Some meditators swear by gamifying, but to me, it seems ludicrously wrongheaded and self-defeating. This is not an endeavor where offering gold stars for milestones makes any sense; if anything, it is one that ought to lead you gently away from the entire score-keeping mindset. That’s why I found Calm’s encouragements—“You star! You completed your first session!”—so jarring. This article’s editor, Jessi Hempel, reports uninstalling her Mindfulness App when she discovered herself cheating by setting the timer to count minutes while she was actually in the shower. Another app, Buddhify, boasts, “More than 50MM minutes of meditation clocked up so far.” Maybe when they hit 100, as in the famous Arthur C. Clarke story “The Nine Billion Names of God,” the stars will start extinguishing.

All these apps’ scorecards and “minutes meditated” counters are intended as motivators, and I’m sure they work for some users. For me, they just bring to mind the old comic gem from The Onion, “Monk Gloats Over Yoga Championship,” in which a guru pumps his fists and cries, “I am the serenest!” (From the article: “Bikram averaged 1.89 breaths a minute during the two-hour competition, nearly .3 fewer than his nearest competitor.”)

When they’re not trying to turn meditation into a statistics game, these apps insist on transforming an inner experience into something shareable. Each time you finish a session with Insight Timer, a useful app I’ve employed for years to time intervals in yoga poses, the program insists on routing you through a screen that tells you how many other people around the world have used it to meditate at the same time. I guess for some people, even mindfulness has to be social. Pics or it didn’t enlighten!

Between their nagging screens and their gamifying tendencies, today’s crop of meditation apps might well drive you to find a lower-tech alternative. People somehow managed to meditate for thousands of years without the help of iPhones. As Lifehacker reminds us, “like music, incense, and floor cushions, apps are never necessary to meditate. You need nothing at all to get started...You’re even meditating when you are being mindful about washing the dishes or walking around your neighborhood.” For a bit of inspiration, just head over to YouTube, take in a fine old Alan Watts lecture, and then sit down and start following your breath.

At least, that’s the path I’m more likely to take. To hell with 15 seconds of nothing! Meditation isn’t about “doing nothing”—it’s about learning to do one thing deliberately. Computers and phones are general-purpose devices; multitasking is their essence.
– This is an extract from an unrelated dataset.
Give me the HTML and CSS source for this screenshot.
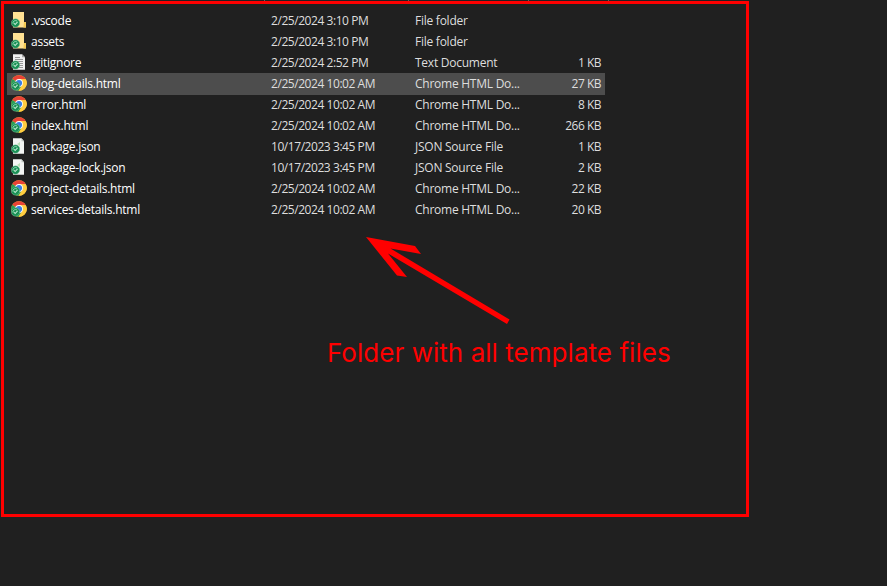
FILE: index.html
```
<!DOCTYPE html>
<html lang="en">
<head>
<meta charset="utf-8">
<title>Template files</title>
<link rel="stylesheet" href="styles.css">
</head>
<body>
<svg class="sprite" aria-hidden="true">
  <symbol id="badge" viewBox="0 0 10 10">
    <circle cx="4.8" cy="5" r="4.5" fill="#189055" stroke="#8fcaa9" stroke-width=".5"/>
    <path d="M2 5.5a2.8 2.8 0 0 1 4.4-2.6" fill="none" stroke="#a5dfbf" stroke-width=".9"/>
    <path d="M3 5 4.400 6.600 7 3.800" fill="none" stroke="#c3ecd5" stroke-width="1.1"/>
  </symbol>
  <symbol id="folder" viewBox="0 0 16 16">
    <path d="M2 0h11v10h2v5.5H2z" fill="#ffe193"/>
    <path d="M13 10h2v5.5h-2.6z" fill="#f4ca55"/>
    <use href="#badge" x="0" y="6.3" width="9.4" height="9.4"/>
  </symbol>
  <symbol id="text" viewBox="0 0 16 16">
    <path d="M2 .3h9l3 3v12.4H2z" fill="#f1f1f1"/>
    <path d="M11 .3v3h3z" fill="#a9a9a9"/>
    <path d="M4 3.5h5M4 5.5h8M4 7.5h8M8 9.5h4M8 11.5h4M8 13.5h4" stroke="#8c8c8c" stroke-width=".9"/>
    <use href="#badge" x="0" y="6.3" width="9.4" height="9.4"/>
  </symbol>
  <symbol id="json" viewBox="0 0 16 16">
    <path d="M2 .3h8.5l2.500 3v12.4H2z" fill="#f3f5f3"/>
    <path d="M10.500 .3v3h2.500z" fill="#c2c8c3"/>
    <path d="M6 6l3-2v4z" fill="#b9dfb5"/>
    <use href="#badge" x="0" y="6.3" width="9.4" height="9.4"/>
  </symbol>
  <symbol id="chrome" viewBox="0 0 16 16">
    <circle cx="8" cy="8" r="7.8" fill="#ffcd40"/>
    <path d="M8 8 1.2 4.1A7.8 7.8 0 0 1 14.8 4.2H8z" fill="#e94336"/>
    <path d="M8 8 1.2 4.1A7.8 7.8 0 0 0 7.6 15.8L11.3 10z" fill="#279d53"/>
    <path d="M8 4.2h6.8A7.8 7.8 0 0 1 7.6 15.8L11.3 10z" fill="#ffcd40"/>
    <circle cx="8" cy="8" r="3.9" fill="#fff"/>
    <circle cx="8" cy="8" r="3.1" fill="#377fe5"/>
    <use href="#badge" x="0" y="6.3" width="9.4" height="9.4"/>
  </symbol>
</svg>
<div class="headings"><i></i><i></i><i></i><i></i></div>
<main class="frame">
  <ul class="files">
    <li class="file"><svg class="icon"><use href="#folder"/></svg><span class="name">.vscode</span><span class="date">2/25/2024 3:10 PM</span><span>File folder</span><span></span></li>
    <li class="file"><svg class="icon"><use href="#folder"/></svg><span class="name">assets</span><span class="date">2/25/2024 3:10 PM</span><span>File folder</span><span></span></li>
    <li class="file"><svg class="icon"><use href="#text"/></svg><span class="name">.gitignore</span><span class="date">2/25/2024 2:52 PM</span><span>Text Document</span><span class="size">1 KB</span></li>
    <li class="file selected"><svg class="icon"><use href="#chrome"/></svg><span class="name">blog-details.html</span><span class="date">2/25/2024 10:02 AM</span><span>Chrome HTML Do...</span><span class="size">27 KB</span></li>
    <li class="file"><svg class="icon"><use href="#chrome"/></svg><span class="name">error.html</span><span class="date">2/25/2024 10:02 AM</span><span>Chrome HTML Do...</span><span class="size">8 KB</span></li>
    <li class="file"><svg class="icon"><use href="#chrome"/></svg><span class="name">index.html</span><span class="date">2/25/2024 10:02 AM</span><span>Chrome HTML Do...</span><span class="size">266 KB</span></li>
    <li class="file"><svg class="icon"><use href="#json"/></svg><span class="name">package.json</span><span class="date">10/17/2023 3:45 PM</span><span>JSON Source File</span><span class="size">1 KB</span></li>
    <li class="file"><svg class="icon"><use href="#json"/></svg><span class="name">package-lock.json</span><span class="date">10/17/2023 3:45 PM</span><span>JSON Source File</span><span class="size">2 KB</span></li>
    <li class="file"><svg class="icon"><use href="#chrome"/></svg><span class="name">project-details.html</span><span class="date">2/25/2024 10:02 AM</span><span>Chrome HTML Do...</span><span class="size">22 KB</span></li>
    <li class="file"><svg class="icon"><use href="#chrome"/></svg><span class="name">services-details.html</span><span class="date">2/25/2024 10:02 AM</span><span>Chrome HTML Do...</span><span class="size">20 KB</span></li>
  </ul>
  <svg class="arrow" viewBox="366 237 144 88">
    <path d="M366 237 415 246 421 254 390.500 248.500 509.500 319.500 507 324 388 253.500 407 277 397 275.500z" fill="#f00"/>
  </svg>
  <p class="note">Folder with all template files</p>
</main>
</body>
</html>
```
FILE: styles.css
```
* { box-sizing: border-box; }
body {
  margin: 0;
  height: 586px;
  overflow: hidden;
  background: #202020;
  color: #dedede;
  font: 12px/21px "Open Sans", "Noto Sans", sans-serif;
}
.sprite { position: absolute; width: 0; height: 0; }
.headings {
  display: grid;
  grid-template-columns: 144px 120px 80px 1px;
  height: 1px;
  margin-left: 264px;
}
.headings i { width: 1px; background: #636363; }
.frame {
  width: 748px;
  height: 516px;
  margin-left: 1px;
  padding: 6px 3px;
  border: 3px solid #f00;
}
.files { margin: 0; padding: 0; list-style: none; }
.file {
  display: grid;
  grid-template-columns: 20px 240px 144px 110px 76px;
  width: 598px;
  height: 21px;
  padding-left: 4px;
  white-space: nowrap;
  letter-spacing: -0.25px;
}
.selected { background: #4d4d4d; box-shadow: 0 1px #4d4d4d; }
.icon { width: 16px; height: 16px; margin-top: 2px; }
.name { color: #fff; }
.date { letter-spacing: -0.44px; }
.size { text-align: right; letter-spacing: -0.5px; }
.arrow { display: block; width: 144px; height: 88px; margin: 17px 0 0 359px; }
.note {
  margin: 12px 0 0 320px;
  color: #f00;
  font: 26px/32px Inter, sans-serif;
  letter-spacing: 0.04px;
  white-space: nowrap;
}
```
Apps will always want to add more features and track new data. I began getting seriously worked up about the absurdity of expecting an app to lead you to enlightenment when my phone lit up with yet another message: “It’s time to meditate.” And I laughed again.

I won’t claim any sudden flashes of insight. But the reminder did prompt me to dial back my critical reflex for a moment—to realize that my rebellion against my meditation app wasn’t a simple, open-and-shut example of the superiority of unplugging. There’s a long, rich debate in humankind’s meditation traditions about the choice between seclusion from the world or immersion in it. Some people need to become monks to tune out the world; others pursue tranquility from inside the chaos of life. Smartphones just confront us with the latest version of this choice. App makers like Calm’s Tew say they’re aiming to meet people where they already are—which is glued to their devices.

There’s a road to calm that leads away from your phone, and another that routes you right through its touchscreen. Why quarrel over which is superior? Better just to figure out which one works for you, and then to take a few steps.